Hayes first tries to get the family to turn on each other. It’s surprisingly easy, despite how close they are in the early going. The dad is a recovering alcoholic, so Hayes plants signs the old man is off the wagon. He cleans out their bank account with a bunch of bogus gambling charges. Hayes also poses as an online friend to the daughter, and he uses this hilarious deep voice that makes him sound like a parody of a child molester — and with the wispy mustache and the birth control glasses, it’s an easy leap to make. There’s a line that implies the daughter is reading 50 Shades of Grey, too, so maybe he’s preying on that. That movie might be a little different if they switched up Jamies — Dornan for Kennedy. Bet Christian Grey’s creepy-ass behavior might be seen in a slightly different light.
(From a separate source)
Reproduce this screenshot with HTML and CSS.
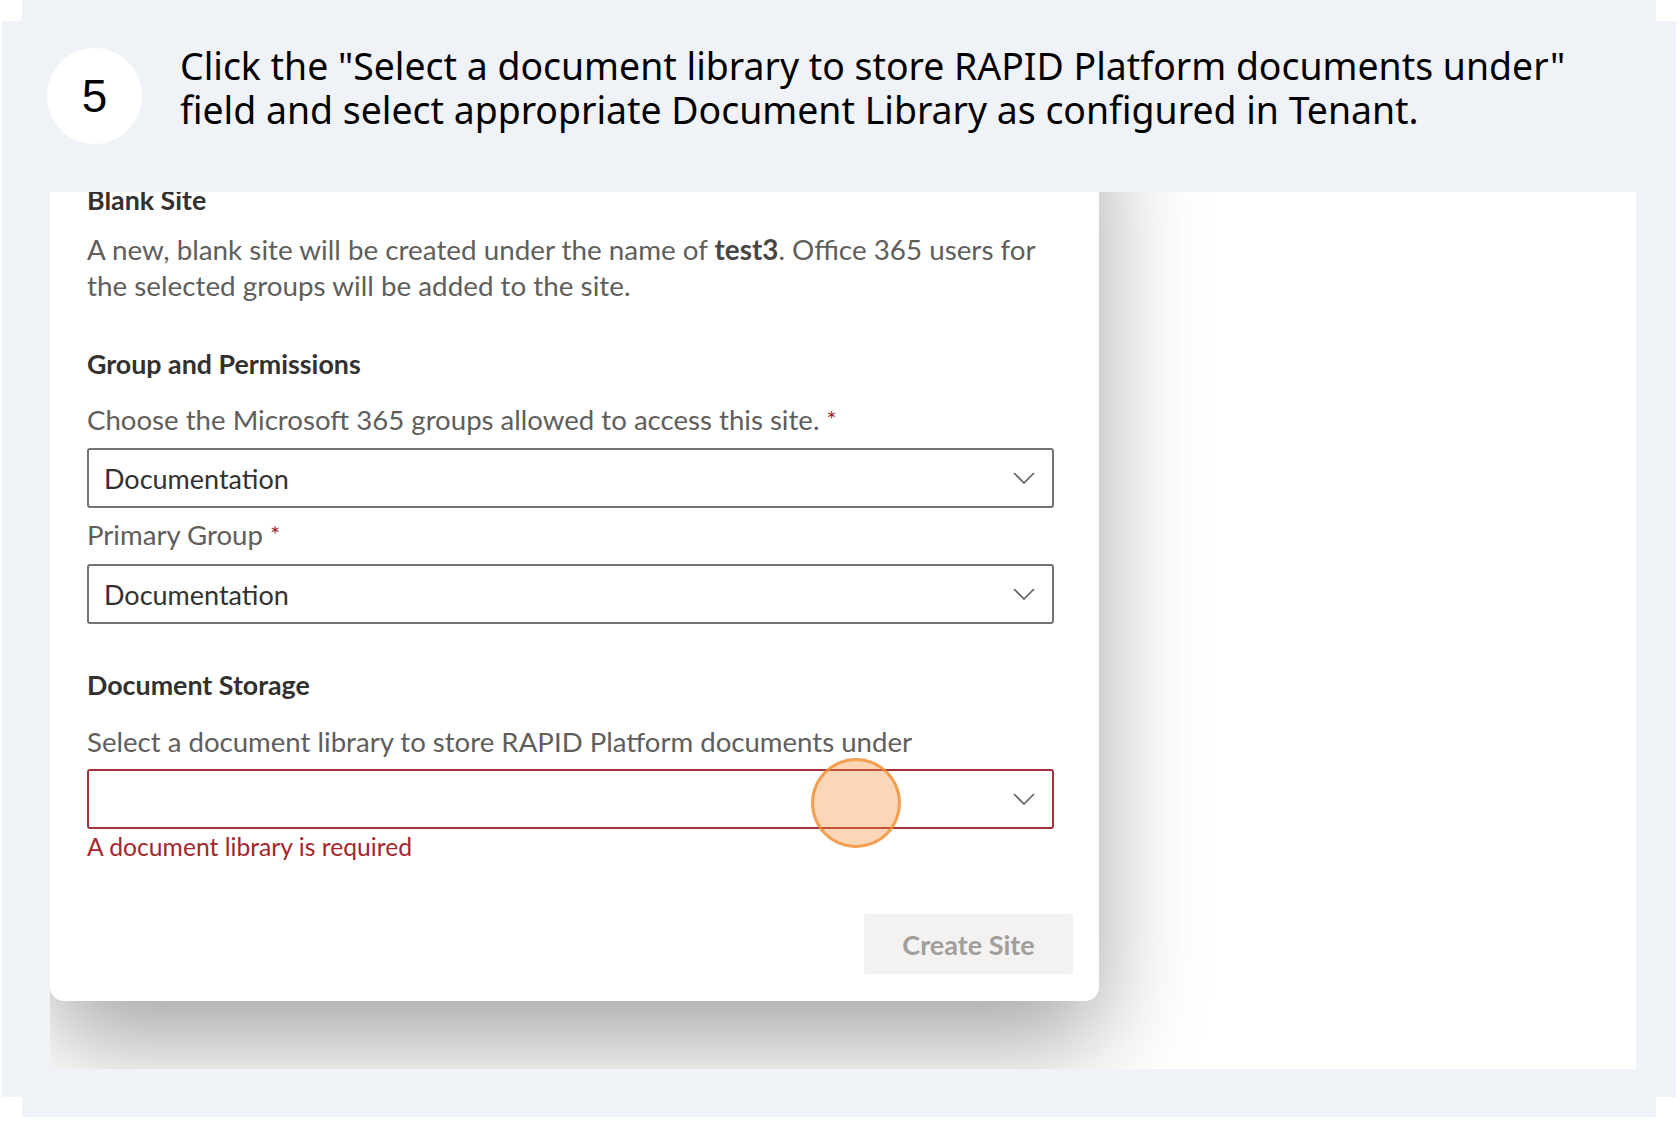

Anyway, he does all of this inside an honest to god Batcave. The Jamiecave. It’s not revealed until the third act that this McMansion has an entire Gitmo below the surface, built as a bomb shelter by Hayes’s old man, so for the bulk of it, it’s just Hayes in the Jamiecave, watching the family. The movie really drops the ball by not giving him a Jamiemobile, Jamiebelt, and Creepo, the Boy Wonder.
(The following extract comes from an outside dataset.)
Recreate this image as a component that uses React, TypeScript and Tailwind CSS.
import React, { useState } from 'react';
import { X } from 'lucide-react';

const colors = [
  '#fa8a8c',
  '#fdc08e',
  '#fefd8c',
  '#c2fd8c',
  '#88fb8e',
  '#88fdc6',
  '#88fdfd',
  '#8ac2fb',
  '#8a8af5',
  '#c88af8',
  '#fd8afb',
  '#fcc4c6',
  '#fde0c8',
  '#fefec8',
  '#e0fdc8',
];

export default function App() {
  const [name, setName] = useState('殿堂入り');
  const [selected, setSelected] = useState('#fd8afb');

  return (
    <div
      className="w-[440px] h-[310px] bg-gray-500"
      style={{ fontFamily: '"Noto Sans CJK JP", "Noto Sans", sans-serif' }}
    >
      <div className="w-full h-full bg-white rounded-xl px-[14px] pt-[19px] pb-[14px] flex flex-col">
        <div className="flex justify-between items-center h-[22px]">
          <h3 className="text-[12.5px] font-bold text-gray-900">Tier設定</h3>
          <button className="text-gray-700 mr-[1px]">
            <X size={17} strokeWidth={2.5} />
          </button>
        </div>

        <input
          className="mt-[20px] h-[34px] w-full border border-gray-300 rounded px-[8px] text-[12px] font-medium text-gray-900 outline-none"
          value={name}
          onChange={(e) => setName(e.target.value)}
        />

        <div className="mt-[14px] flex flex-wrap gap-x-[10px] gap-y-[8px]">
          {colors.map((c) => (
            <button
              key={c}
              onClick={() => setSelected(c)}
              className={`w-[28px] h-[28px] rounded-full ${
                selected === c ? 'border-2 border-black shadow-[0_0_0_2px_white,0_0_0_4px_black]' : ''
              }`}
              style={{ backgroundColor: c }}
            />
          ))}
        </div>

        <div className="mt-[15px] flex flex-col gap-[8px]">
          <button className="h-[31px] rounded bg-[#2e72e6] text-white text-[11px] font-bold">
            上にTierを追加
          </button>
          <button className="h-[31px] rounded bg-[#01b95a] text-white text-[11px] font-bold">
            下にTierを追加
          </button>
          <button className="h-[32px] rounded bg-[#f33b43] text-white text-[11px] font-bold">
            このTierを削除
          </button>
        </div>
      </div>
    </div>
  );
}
The family pulls together just in time, after dad’s been arrested and both women have been trussed up, to stop Hayes’s scheme. Well, kind of. He ends up blowing both himself and the house up with a makeshift bomb in the kitchen. In all honesty, it’s exactly how you figure the real Jamie Kennedy will eventually go out.
Kennedy isn’t really even bad here. He doesn’t give us the gift of a Rob Lowe-esque performance, but does inhabit the strange skin of this man. He keeps his eyes averted, he stutters and shifts on his feet, uncomfortable in his own skin. His late-movie freakouts aren’t bad either. All in all, he makes a decent Lifetime bad guy. The best part, though, is when a noticeably out of shape Paul Sorvino has a fistfight with Kennedy in the kitchen. Sorvino is in his mid seventies, yet he ruthlessly pummels the doughy Kennedy until the stun gun comes out.
What did we learn? When buying a new house make sure Jamie Kennedy isn’t living in the vast underground complex beneath it.